Le vent est contraire et force à 30 - 35 noeuds. Il est impossible de continuer et nous retournons vers le Nord. Guy écrit dans le livre de bord «Les derniers milles contre le vent pour rejoindre le mouillage près de la côte seront pénibles. Le moteur peine à nous faire avancer à 2 milles à l'heure, 40 nds de vent dans le nez. Finalement, mouillons 2 ancres sur fond de sable. Ouf! repos.»
Dimanche 19 août
Au mouillage, le vent a soufflé toute la nuit, très fort. Nous avons mis deux ancres qui tiennent bien à l’avant. Nous avons appelé Rémy (un ami de Montréal), grâce au téléphone de François, pour avoir une météo de la région. Le temps s’apaisera demain. Nous décidons de repartir à cinq heures demain matin. Merci Rémy!
Nous faisons une soirée cinéma avant d’aller nous coucher.
Lundi 20 août
Repos au mouillage.
Mardi 21 août
Nous repartons pour faire 35 milles jusqu’à un mouillage plus au Sud. Il faut se rapprocher de notre destination prochaine, Gjoa Haven, où nous pourrons refaire l’approvisionnement… Je commence à fouiller dans mes réserves de légumes déshydratés. Brocolis et carottes pour la soupe, oignons, tomates et poivrons pour les pizzas, chilis, curry, pâtés…
Mercredi 22 août
Nous repartons sous voiles par petit temps pour terminer la route à moteur après une trentaine de milles un peu au nord de James Ross Strait. Il nous restera environ 100 milles à faire pour arriver à Gjoa Haven.
Jeudi 23 août
Nous partons après le déjeuner pour faire les 100 milles restants. Nous naviguons à moteur, car il n’y a toujours pas de vent. On annonce pourtant des vents du nord qui nous permettront, je l’espère, de terminer cette navigation. Nous devons absolument limiter notre consommation de «diésel» pour pouvoir arriver. Nous arrivons à la fin de nos réserves d’eau potable. Je devrai faire bouillir l’eau des bidons extérieurs (ceux dont l’eau fut recueillie dans l’étang de Camilia Cove) pour cuisiner.
Il est 11h30, je vais aller préparer un petit dîner. Le soleil pointe son nez! Ça fait du bien.
Vendredi 24 août
Arrivée à Gjoa Haven dans la brume du petit matin. Déjeuner et dodo.
Samedi 25 août
Une belle rencontre à Gjoa Haven. Joëlle, Janusz et leur fils Daniel du voilier français « Margueritte » qui, au petit matin, était ancré près de nous.
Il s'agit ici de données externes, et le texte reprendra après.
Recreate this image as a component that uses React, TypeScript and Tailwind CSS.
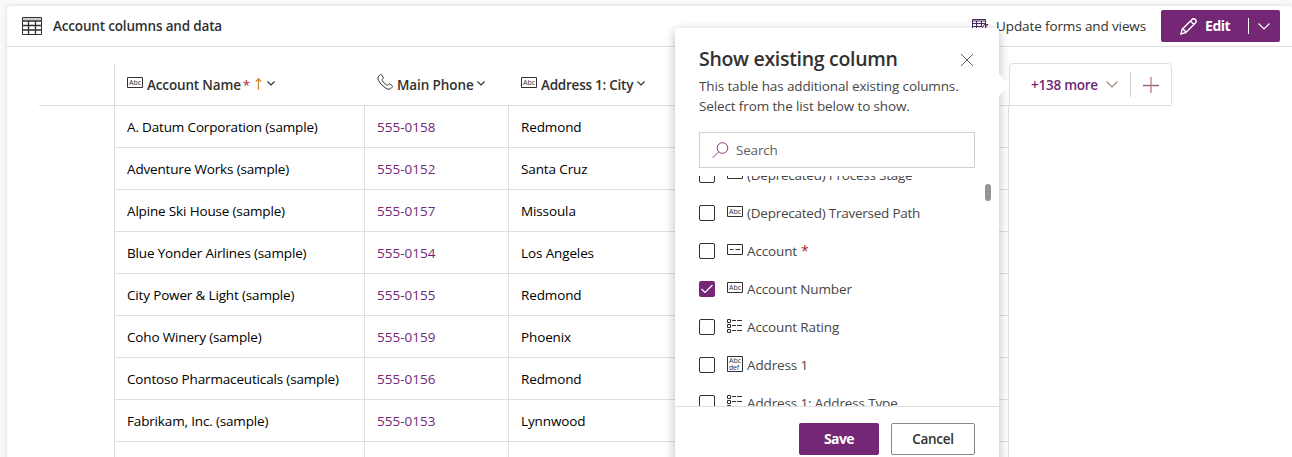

Nous pensons repartir ce matin de Gjoa Haven. Nous avons été très efficaces pour faire toutes nos corvées (plein d’eau, de mazout, épicerie et nous avons même trouvé une dame qui nous a offert sa maison le temps de prendre une douche et de faire deux brassées de lavage! Nous lui avons donné un peu de sous pour la remercier. Sa maison est un feu roulant de visites de toutes sortes; nièce avec sa petite famille, son petit fils et ses amis, etc… La dame doit aller travailler à l’hôtel et nous laisse seuls dans sa maison. En repartant, François réalise qu’il n’a plus de bottes. Elles ont disparues! Après quelques recherches infructueuses auprès de la dame, il n’a toujours rien trouvé. Il fait un échange avec de vieilles bottes appartenant à la famille de la dame…
Ce matin, François et moi avons réussi à appeler nos parents et souhaité un bon anniversaire à papa qui aura 87 ans demain.
Il est 11h15, heure locale, nous devrions repartir après le dîner pour nous rendre à Cambridge Bay à près de 240 milles.
Après le dîner, nous allons visiter le voilier français « Marguerite », arrivé ce matin dans la baie. Ils sont français et polonais. Ils nous suggèrent de partir dans la nuit pour arriver au Simpson Strait pendant le jour, à cause des nombreux virements à faire dans ce détroit. Nous repartons donc à minuit pour arriver deux jours plus tard (lundi 27 août en soirée), à Cambridge Bay.